Source: 📖 Problem Solving with Algorithms and Data Structures using Python 6.11
Merge sort is a recursive divide and conquer algorithm for sorting a collection of items. It splits the collection into two halves recursively until it reaches a base case with two split sub-lists of length 1 which are inherently sorted. Once this base case is reached, it begins to reassemble the sub-lists in order by comparing the left-most value of each list, and placing the smaller value at the beginning of the new composite list. Since the two sub-lists are already sorted, the lesser left-most value is always the smallest of all values within the two sub-lists being considered. This process continues until the all items have been reassembled into one (now ordered) list.

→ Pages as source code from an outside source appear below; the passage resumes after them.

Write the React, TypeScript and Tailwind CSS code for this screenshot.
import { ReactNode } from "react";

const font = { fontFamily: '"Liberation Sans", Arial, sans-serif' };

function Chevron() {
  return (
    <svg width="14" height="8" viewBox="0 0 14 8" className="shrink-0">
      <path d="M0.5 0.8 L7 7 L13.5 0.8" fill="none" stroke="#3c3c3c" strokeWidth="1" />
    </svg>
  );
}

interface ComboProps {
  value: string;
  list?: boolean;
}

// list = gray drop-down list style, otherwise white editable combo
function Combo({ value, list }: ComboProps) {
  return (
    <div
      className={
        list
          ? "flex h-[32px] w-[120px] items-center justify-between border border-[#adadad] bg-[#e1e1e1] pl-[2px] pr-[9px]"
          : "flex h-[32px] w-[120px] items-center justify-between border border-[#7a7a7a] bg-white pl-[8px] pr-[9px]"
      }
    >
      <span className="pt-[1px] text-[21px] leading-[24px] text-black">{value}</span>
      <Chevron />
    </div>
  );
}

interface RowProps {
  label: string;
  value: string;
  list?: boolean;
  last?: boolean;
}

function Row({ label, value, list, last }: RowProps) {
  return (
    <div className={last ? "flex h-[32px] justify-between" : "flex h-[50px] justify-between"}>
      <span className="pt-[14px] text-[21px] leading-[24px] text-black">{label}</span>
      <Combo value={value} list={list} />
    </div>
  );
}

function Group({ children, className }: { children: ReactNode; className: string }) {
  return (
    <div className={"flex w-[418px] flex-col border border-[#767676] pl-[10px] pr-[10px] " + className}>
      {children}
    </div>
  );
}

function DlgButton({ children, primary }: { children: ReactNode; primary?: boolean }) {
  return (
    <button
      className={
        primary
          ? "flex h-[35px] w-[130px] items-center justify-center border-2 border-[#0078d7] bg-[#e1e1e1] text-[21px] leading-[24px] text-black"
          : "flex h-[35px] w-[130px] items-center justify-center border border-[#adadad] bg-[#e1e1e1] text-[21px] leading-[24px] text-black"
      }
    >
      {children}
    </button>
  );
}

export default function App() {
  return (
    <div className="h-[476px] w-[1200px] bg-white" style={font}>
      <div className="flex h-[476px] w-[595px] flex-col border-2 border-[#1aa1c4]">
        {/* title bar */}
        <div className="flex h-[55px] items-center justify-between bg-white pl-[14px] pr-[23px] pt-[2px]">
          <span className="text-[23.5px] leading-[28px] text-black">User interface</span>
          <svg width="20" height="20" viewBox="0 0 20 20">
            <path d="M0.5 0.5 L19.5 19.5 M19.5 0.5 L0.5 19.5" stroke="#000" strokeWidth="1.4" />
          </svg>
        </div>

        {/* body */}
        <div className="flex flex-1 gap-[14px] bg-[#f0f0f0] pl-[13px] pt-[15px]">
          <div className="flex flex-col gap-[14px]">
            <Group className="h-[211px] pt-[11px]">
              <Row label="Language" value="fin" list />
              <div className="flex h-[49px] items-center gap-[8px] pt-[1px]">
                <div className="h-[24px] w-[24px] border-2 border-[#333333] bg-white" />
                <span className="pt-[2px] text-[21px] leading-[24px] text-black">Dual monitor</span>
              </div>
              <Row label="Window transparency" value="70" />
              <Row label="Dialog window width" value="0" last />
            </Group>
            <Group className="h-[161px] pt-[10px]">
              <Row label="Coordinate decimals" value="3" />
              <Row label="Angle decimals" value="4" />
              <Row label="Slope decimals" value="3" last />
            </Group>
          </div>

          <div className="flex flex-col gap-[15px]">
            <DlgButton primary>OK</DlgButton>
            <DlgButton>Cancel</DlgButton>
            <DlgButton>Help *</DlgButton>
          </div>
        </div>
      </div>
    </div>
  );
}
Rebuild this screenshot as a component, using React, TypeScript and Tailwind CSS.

Considering a collection of length \(n=8\), the algorithm first splits this into two lists of 4, then 4 lists of 2, and finally 8 lists of 1. These 8 lists of 1 are then combined into 4 ordered lists of length 2, then these 4 lists are combined into 2 ordered lists of length 4 and finally these 2 lists are combined into the full ordered list.
Recursive split:
$$[3, 5, 4, 6, 7, 1, 8, 2]$$
$$[3, 5, 4, 6]\:\:[7, 1, 8, 2]$$
$$[3, 5]\:\:[4, 6]\:\:[7, 1]\:\:[8, 2]$$
$$[3]\:\:[5]\:\:[4]\:\:[6]\:\:[7]\:\:[1]\:\:[8]\:\:[2]$$
Base case reached, merging commences:
$$[3, 5]\:\:[4, 6]\:\:[1, 7]\:\:[2, 8]$$
$$[3, 4, 5, 6]\:\:[1, 2, 7, 8]$$
$$[1, 2, 3, 4, 5, 6, 7, 8]$$
The splitting process runs \(O(log\:n)\) times. For each of these \(log\:n\) sub-lists, \(n\) comparisons must me made, giving the merge sort algorithm a runtime function of \(O(n\:log\:n)\).